Back on the River Tyne, various cargo ships moor around the harbour at South Shields including the James Rowan and Sir William Walker. A smaller boat heads upriver.

Exterior view of Sunderland College of Art at Ashburne House, Backhouse Park. Interior shots of the arts students painting, sculpting, working on technical illustration, and making collages. Various exterior shots flash between the old Ashburne House and modern 60s extensions for the art college at the campus. A selection of paintings of the architecture follows. Students work away in the sculpture workshop with welding and other techniques. The section closes with exterior views of the college buildings.

The next sequence opens with a close-up of Arabic writing on a sign. A man enters the building, a seamen’s boarding house in the Holborn area of Laygate.

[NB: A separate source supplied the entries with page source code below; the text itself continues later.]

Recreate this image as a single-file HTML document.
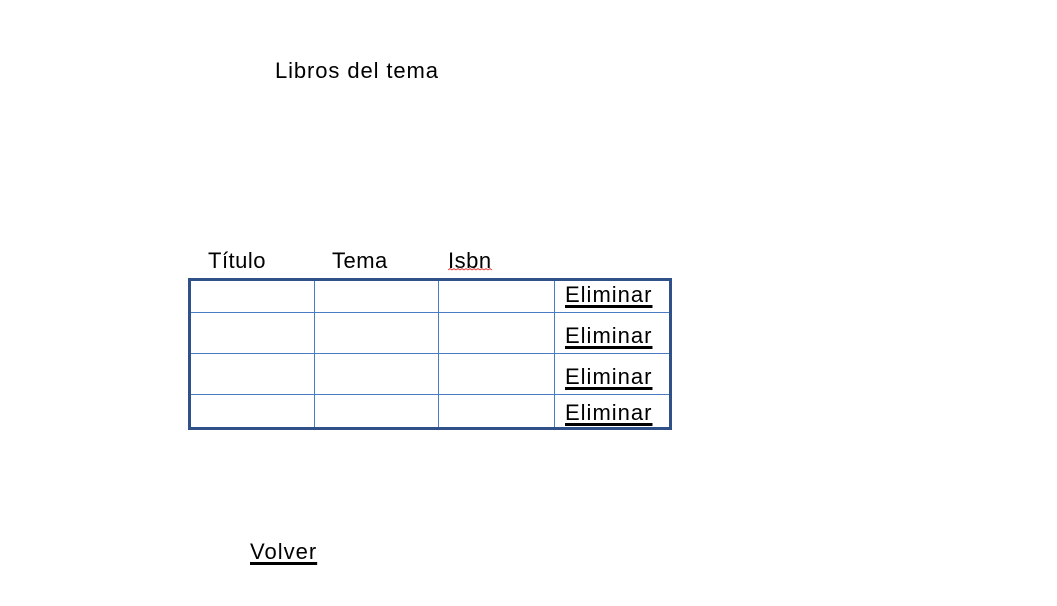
<!DOCTYPE html>
<html><head><meta charset="utf-8"><style>
body{margin:0;width:1057px;height:606px;background:#fff;position:relative;overflow:hidden;font-family:"Liberation Sans",sans-serif;color:#000}
.t{position:absolute;font-size:22px;line-height:1;white-space:nowrap}
.u{text-decoration:underline;text-decoration-thickness:3px;text-underline-offset:3px}
.h{position:absolute;background:#4a7cc6}
</style></head><body>
<div class="t" style="left:275px;top:60px;letter-spacing:0.9px">Libros del tema</div>
<div class="t" style="left:208px;top:250px;letter-spacing:0.5px">Título</div>
<div class="t" style="left:332px;top:250px;letter-spacing:0.5px">Tema</div>
<div class="t" style="left:448px;top:250px;letter-spacing:0.5px">Isbn</div>
<svg style="position:absolute;left:448px;top:268px" width="46" height="4"><path d="M0 2 l2 -1.5 l2 1.5 l2 -1.5 l2 1.5 l2 -1.5 l2 1.5 l2 -1.5 l2 1.5 l2 -1.5 l2 1.5 l2 -1.5 l2 1.5 l2 -1.5 l2 1.5 l2 -1.5 l2 1.5 l2 -1.5 l2 1.5 l2 -1.5 l2 1.5 l2 -1.5 l2 1.5" stroke="#e33" stroke-width="0.8" fill="none"/></svg>
<div style="position:absolute;left:188px;top:278px;width:478px;height:146px;border:3px solid #2f5088;box-sizing:content-box"></div>
<div class="h" style="left:314px;top:281px;width:1px;height:146px"></div>
<div class="h" style="left:438px;top:281px;width:1px;height:146px"></div>
<div class="h" style="left:554px;top:281px;width:1px;height:146px"></div>
<div class="h" style="left:191px;top:312px;width:478px;height:1px"></div>
<div class="h" style="left:191px;top:353px;width:478px;height:1px"></div>
<div class="h" style="left:191px;top:394px;width:478px;height:1px"></div>
<div class="t u" style="left:565px;top:284px;letter-spacing:1px">Eliminar</div>
<div class="t u" style="left:565px;top:325px;letter-spacing:1px">Eliminar</div>
<div class="t u" style="left:565px;top:366px;letter-spacing:1px">Eliminar</div>
<div class="t u" style="left:565px;top:402px;letter-spacing:1px">Eliminar</div>
<div class="t u" style="left:250px;top:541px;letter-spacing:1px">Volver</div>
</body></html>
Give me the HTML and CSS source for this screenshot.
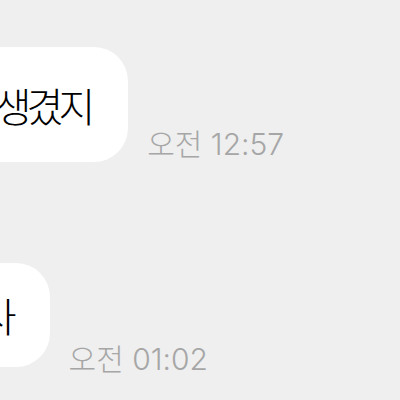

The Indian restaurant of Shah Jan sits on a busy street. Two children wander by. An Arab man with two children enters a door to a building, the sign above the door reading ‘Licensed Seaman’s Lodging Housekeeper (A.A. Hussein)’ This is probably the Yemeni boarding house at 50 - 52 Brunswick Street.

In the play area of a small, modern 60s low rise housing estate, probably still around Holborn, a group of young children pet two dogs.

Mitchell walks across a lawn at South Shields Marine and Technical College. A domed observatory tower sits on the building. He gets back in his car and drives off. High angle view of a main road looking out over South Shields towards the Tyne shipyards and cranes.

[Mitchell was also creator of two of the most acclaimed television drama series of the late 1960s and 1970s, Callan and When The Boat Comes In. Before 1964 he taught libreal studies at Sunderland College of Art.]